▶ [REQUEST]: Print every entry word for word, but omit the pictures.

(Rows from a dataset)
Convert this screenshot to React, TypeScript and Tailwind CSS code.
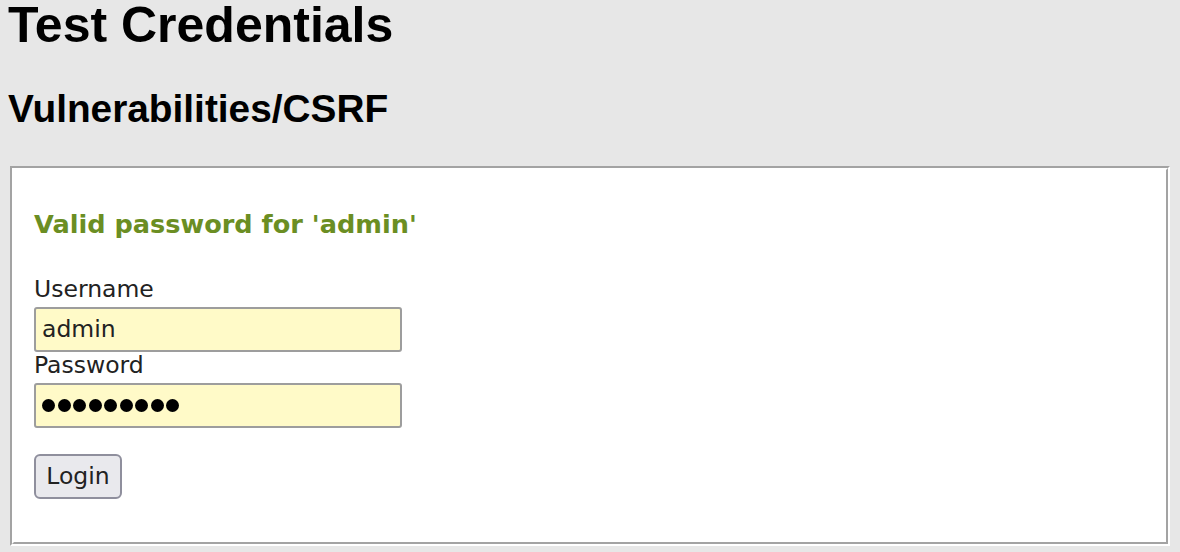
const DOTS = Array.from({ length: 9 });

const Field = ({ label, children }: { label: string; children: React.ReactNode }) => (
  <div>
    <label className="block text-[23.5px] leading-[23.5px] text-[#222]">{label}</label>
    <div className="mt-[5.5px] flex h-[45px] w-[368px] items-center rounded-[3px] border-2 border-[#9d9d9d] bg-[#fffac8] px-[6px]">
      {children}
    </div>
  </div>
);

const App = () => {
  return (
    <div className="min-h-[552px] w-full bg-[#e7e7e7] pl-[8px] font-['Liberation_Sans',Arial,sans-serif] text-black">
      <h1 className="text-[50px] font-bold leading-[50px]">Test Credentials</h1>
      <h2 className="mt-[40px] text-[38.8px] font-bold leading-[38.8px]">Vulnerabilities/CSRF</h2>

      {/* groove border, drawn at 2x */}
      <div className="mt-[37px] ml-[2px] w-[1160px] border-2 border-t-[#a3a3a3] border-l-[#a3a3a3] border-r-white border-b-white">
        <div className="border-2 border-t-white border-l-white border-r-[#a3a3a3] border-b-[#a3a3a3] bg-white pt-[42px] pb-[43px] pl-[20px] font-['DejaVu_Sans',Verdana,sans-serif]">
          <p className="text-[25.6px] font-bold leading-[25.6px] text-[#6b8e23]">Valid password for 'admin'</p>

          <div className="mt-[41px] flex flex-col gap-[2px]">
            <Field label="Username">
              <span className="text-[23.5px] leading-none text-[#222]">admin</span>
            </Field>
            <Field label="Password">
              <div className="flex gap-[2.5px]">
                {DOTS.map((_, i) => (
                  <span key={i} className="size-[13px] rounded-full bg-black" />
                ))}
              </div>
            </Field>
          </div>

          <button className="mt-[26px] h-[45px] w-[88px] rounded-[6px] border-2 border-[#8f8f9d] bg-[#e9e9ed] text-[23.5px] leading-none text-[#222]">
            Login
          </button>
        </div>
      </div>
    </div>
  );
};

export default App;
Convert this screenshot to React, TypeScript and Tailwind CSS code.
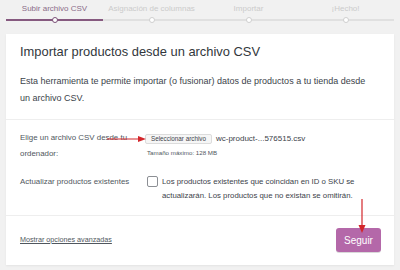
import React from "react";

const steps = ["Subir archivo CSV", "Asignación de columnas", "Importar", "¡Hecho!"];

function Steps() {
  return (
    <div className="grid h-[34px] grid-cols-4 px-[6px] pt-[4px]">
      {steps.map((s, i) => {
        const active = i === 0;
        return (
          <div key={s} className="flex flex-col items-center">
            <span className={`whitespace-nowrap text-[8px] leading-[10px] ${active ? "text-[#8a6c88]" : "text-[#cbcbcb]"}`}>{s}</span>
            <div className="relative mt-[3px] h-[6px] w-full">
              <div
                className={`absolute left-0 right-0 top-1/2 -translate-y-1/2 ${active ? "h-[2px] bg-[#86597f]" : "h-px bg-[#cfcfcf]"}`}
              />
              <div
                className={`absolute left-1/2 top-0 h-[6px] w-[6px] -translate-x-1/2 rounded-full border-[1.5px] bg-white ${active ? "border-[#7a4f76]" : "border-[#cfcfcf]"}`}
              />
            </div>
          </div>
        );
      })}
    </div>
  );
}

export default function App() {
  return (
    <div
      className="h-[270px] w-[400px] overflow-hidden bg-[#f1f1f1] text-[#50575e]"
      style={{ fontFamily: '"Liberation Sans", Arial, sans-serif' }}
    >
      <Steps />
      <div className="mx-[6px] bg-white shadow-[0_1px_2px_rgba(0,0,0,0.06)]">
        <div className="px-[14px] pb-[12px] pt-[9px]">
          <h1 className="text-[12.9px] leading-[18px] text-[#32373c]">Importar productos desde un archivo CSV</h1>
          <p className="mt-[12px] max-w-[352px] text-[9px] leading-[17px] text-[#3c434a]">
            Esta herramienta te permite importar (o fusionar) datos de productos a tu tienda desde un archivo CSV.
          </p>
        </div>
        <div className="border-t border-[#eeeeee] px-[14px] pb-[12px] pt-[10px]">
          <div className="flex">
            <div className="w-[125px] text-[7.9px] leading-[16px] text-[#50575e]">
              Elige un archivo CSV desde tu ordenador:
            </div>
            <div className="relative flex-1">
              <div className="flex items-center gap-[4px] pt-[4px]">
                <span className="rounded-[2px] border border-[#dcdcdc] bg-[#f6f6f6] px-[5px] text-[6.3px] leading-[8px] text-[#3c434a]">
                  Seleccionar archivo
                </span>
                <span className="text-[8px] leading-[10px] text-[#3c434a]">wc-product-...576515.csv</span>
              </div>
              <div className="mt-[5px] pl-[2px] text-[6.2px] leading-[8px] text-[#50575e]">Tamaño máximo: 128 MB</div>
              <svg className="absolute left-[-38px] top-[5px] h-[8px] w-[39px]" viewBox="0 0 39 8">
                <line x1="0" y1="4" x2="33" y2="4" stroke="#d3262b" strokeWidth="1.2" />
                <polygon points="31,1 39,4 31,7" fill="#d3262b" />
              </svg>
            </div>
          </div>
          <div className="mt-[13px] flex">
            <div className="w-[127px] text-[7.9px] leading-[14px] text-[#50575e]">Actualizar productos existentes</div>
            <div className="flex flex-1 gap-[4px]">
              <span className="mt-[1px] h-[11px] w-[11px] shrink-0 rounded-[2px] border border-[#8c8f94] bg-white" />
              <span className="text-[7.8px] leading-[14px] text-[#3c434a]">
                Los productos existentes que coincidan en ID o SKU se actualizarán. Los productos que no existan se omitirán.
              </span>
            </div>
          </div>
        </div>
        <div className="relative flex items-center justify-between border-t border-[#eeeeee] pb-[13px] pl-[14px] pr-[13px] pt-[12px]">
          <a className="text-[7.2px] text-[#50575e] underline">Mostrar opciones avanzadas</a>
          <span className="flex h-[24px] w-[45px] items-center justify-center rounded-[3px] bg-[#b468a9] text-[10px] text-white shadow-[0_1px_0_rgba(0,0,0,0.15)]">
            Seguir
          </span>
          <svg className="absolute right-[27px] top-[-17px] h-[34px] w-[10px]" viewBox="0 0 10 34">
            <line x1="5" y1="0" x2="5" y2="28" stroke="#d3262b" strokeWidth="1.2" />
            <polygon points="1.5,26 5,34 8.5,26" fill="#d3262b" />
          </svg>
        </div>
      </div>
    </div>
  );
}
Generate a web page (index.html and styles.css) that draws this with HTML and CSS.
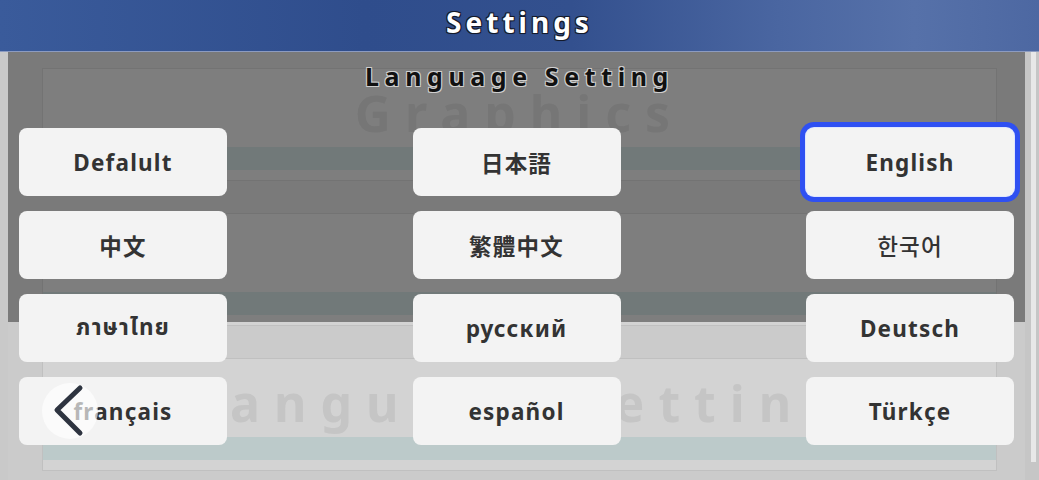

▶ [RESULT OF THE TASK]:
Convert this screenshot to React, TypeScript and Tailwind CSS code.
const DOTS = Array.from({ length: 9 });

const Field = ({ label, children }: { label: string; children: React.ReactNode }) => (
  <div>
    <label className="block text-[23.5px] leading-[23.5px] text-[#222]">{label}</label>
    <div className="mt-[5.5px] flex h-[45px] w-[368px] items-center rounded-[3px] border-2 border-[#9d9d9d] bg-[#fffac8] px-[6px]">
      {children}
    </div>
  </div>
);

const App = () => {
  return (
    <div className="min-h-[552px] w-full bg-[#e7e7e7] pl-[8px] font-['Liberation_Sans',Arial,sans-serif] text-black">
      <h1 className="text-[50px] font-bold leading-[50px]">Test Credentials</h1>
      <h2 className="mt-[40px] text-[38.8px] font-bold leading-[38.8px]">Vulnerabilities/CSRF</h2>

      {/* groove border, drawn at 2x */}
      <div className="mt-[37px] ml-[2px] w-[1160px] border-2 border-t-[#a3a3a3] border-l-[#a3a3a3] border-r-white border-b-white">
        <div className="border-2 border-t-white border-l-white border-r-[#a3a3a3] border-b-[#a3a3a3] bg-white pt-[42px] pb-[43px] pl-[20px] font-['DejaVu_Sans',Verdana,sans-serif]">
          <p className="text-[25.6px] font-bold leading-[25.6px] text-[#6b8e23]">Valid password for 'admin'</p>

          <div className="mt-[41px] flex flex-col gap-[2px]">
            <Field label="Username">
              <span className="text-[23.5px] leading-none text-[#222]">admin</span>
            </Field>
            <Field label="Password">
              <div className="flex gap-[2.5px]">
                {DOTS.map((_, i) => (
                  <span key={i} className="size-[13px] rounded-full bg-black" />
                ))}
              </div>
            </Field>
          </div>

          <button className="mt-[26px] h-[45px] w-[88px] rounded-[6px] border-2 border-[#8f8f9d] bg-[#e9e9ed] text-[23.5px] leading-none text-[#222]">
            Login
          </button>
        </div>
      </div>
    </div>
  );
};

export default App;
Convert this screenshot to React, TypeScript and Tailwind CSS code.
import React from "react";

const steps = ["Subir archivo CSV", "Asignación de columnas", "Importar", "¡Hecho!"];

function Steps() {
  return (
    <div className="grid h-[34px] grid-cols-4 px-[6px] pt-[4px]">
      {steps.map((s, i) => {
        const active = i === 0;
        return (
          <div key={s} className="flex flex-col items-center">
            <span className={`whitespace-nowrap text-[8px] leading-[10px] ${active ? "text-[#8a6c88]" : "text-[#cbcbcb]"}`}>{s}</span>
            <div className="relative mt-[3px] h-[6px] w-full">
              <div
                className={`absolute left-0 right-0 top-1/2 -translate-y-1/2 ${active ? "h-[2px] bg-[#86597f]" : "h-px bg-[#cfcfcf]"}`}
              />
              <div
                className={`absolute left-1/2 top-0 h-[6px] w-[6px] -translate-x-1/2 rounded-full border-[1.5px] bg-white ${active ? "border-[#7a4f76]" : "border-[#cfcfcf]"}`}
              />
            </div>
          </div>
        );
      })}
    </div>
  );
}

export default function App() {
  return (
    <div
      className="h-[270px] w-[400px] overflow-hidden bg-[#f1f1f1] text-[#50575e]"
      style={{ fontFamily: '"Liberation Sans", Arial, sans-serif' }}
    >
      <Steps />
      <div className="mx-[6px] bg-white shadow-[0_1px_2px_rgba(0,0,0,0.06)]">
        <div className="px-[14px] pb-[12px] pt-[9px]">
          <h1 className="text-[12.9px] leading-[18px] text-[#32373c]">Importar productos desde un archivo CSV</h1>
          <p className="mt-[12px] max-w-[352px] text-[9px] leading-[17px] text-[#3c434a]">
            Esta herramienta te permite importar (o fusionar) datos de productos a tu tienda desde un archivo CSV.
          </p>
        </div>
        <div className="border-t border-[#eeeeee] px-[14px] pb-[12px] pt-[10px]">
          <div className="flex">
            <div className="w-[125px] text-[7.9px] leading-[16px] text-[#50575e]">
              Elige un archivo CSV desde tu ordenador:
            </div>
            <div className="relative flex-1">
              <div className="flex items-center gap-[4px] pt-[4px]">
                <span className="rounded-[2px] border border-[#dcdcdc] bg-[#f6f6f6] px-[5px] text-[6.3px] leading-[8px] text-[#3c434a]">
                  Seleccionar archivo
                </span>
                <span className="text-[8px] leading-[10px] text-[#3c434a]">wc-product-...576515.csv</span>
              </div>
              <div className="mt-[5px] pl-[2px] text-[6.2px] leading-[8px] text-[#50575e]">Tamaño máximo: 128 MB</div>
              <svg className="absolute left-[-38px] top-[5px] h-[8px] w-[39px]" viewBox="0 0 39 8">
                <line x1="0" y1="4" x2="33" y2="4" stroke="#d3262b" strokeWidth="1.2" />
                <polygon points="31,1 39,4 31,7" fill="#d3262b" />
              </svg>
            </div>
          </div>
          <div className="mt-[13px] flex">
            <div className="w-[127px] text-[7.9px] leading-[14px] text-[#50575e]">Actualizar productos existentes</div>
            <div className="flex flex-1 gap-[4px]">
              <span className="mt-[1px] h-[11px] w-[11px] shrink-0 rounded-[2px] border border-[#8c8f94] bg-white" />
              <span className="text-[7.8px] leading-[14px] text-[#3c434a]">
                Los productos existentes que coincidan en ID o SKU se actualizarán. Los productos que no existan se omitirán.
              </span>
            </div>
          </div>
        </div>
        <div className="relative flex items-center justify-between border-t border-[#eeeeee] pb-[13px] pl-[14px] pr-[13px] pt-[12px]">
          <a className="text-[7.2px] text-[#50575e] underline">Mostrar opciones avanzadas</a>
          <span className="flex h-[24px] w-[45px] items-center justify-center rounded-[3px] bg-[#b468a9] text-[10px] text-white shadow-[0_1px_0_rgba(0,0,0,0.15)]">
            Seguir
          </span>
          <svg className="absolute right-[27px] top-[-17px] h-[34px] w-[10px]" viewBox="0 0 10 34">
            <line x1="5" y1="0" x2="5" y2="28" stroke="#d3262b" strokeWidth="1.2" />
            <polygon points="1.5,26 5,34 8.5,26" fill="#d3262b" />
          </svg>
        </div>
      </div>
    </div>
  );
}
Generate a web page (index.html and styles.css) that draws this with HTML and CSS.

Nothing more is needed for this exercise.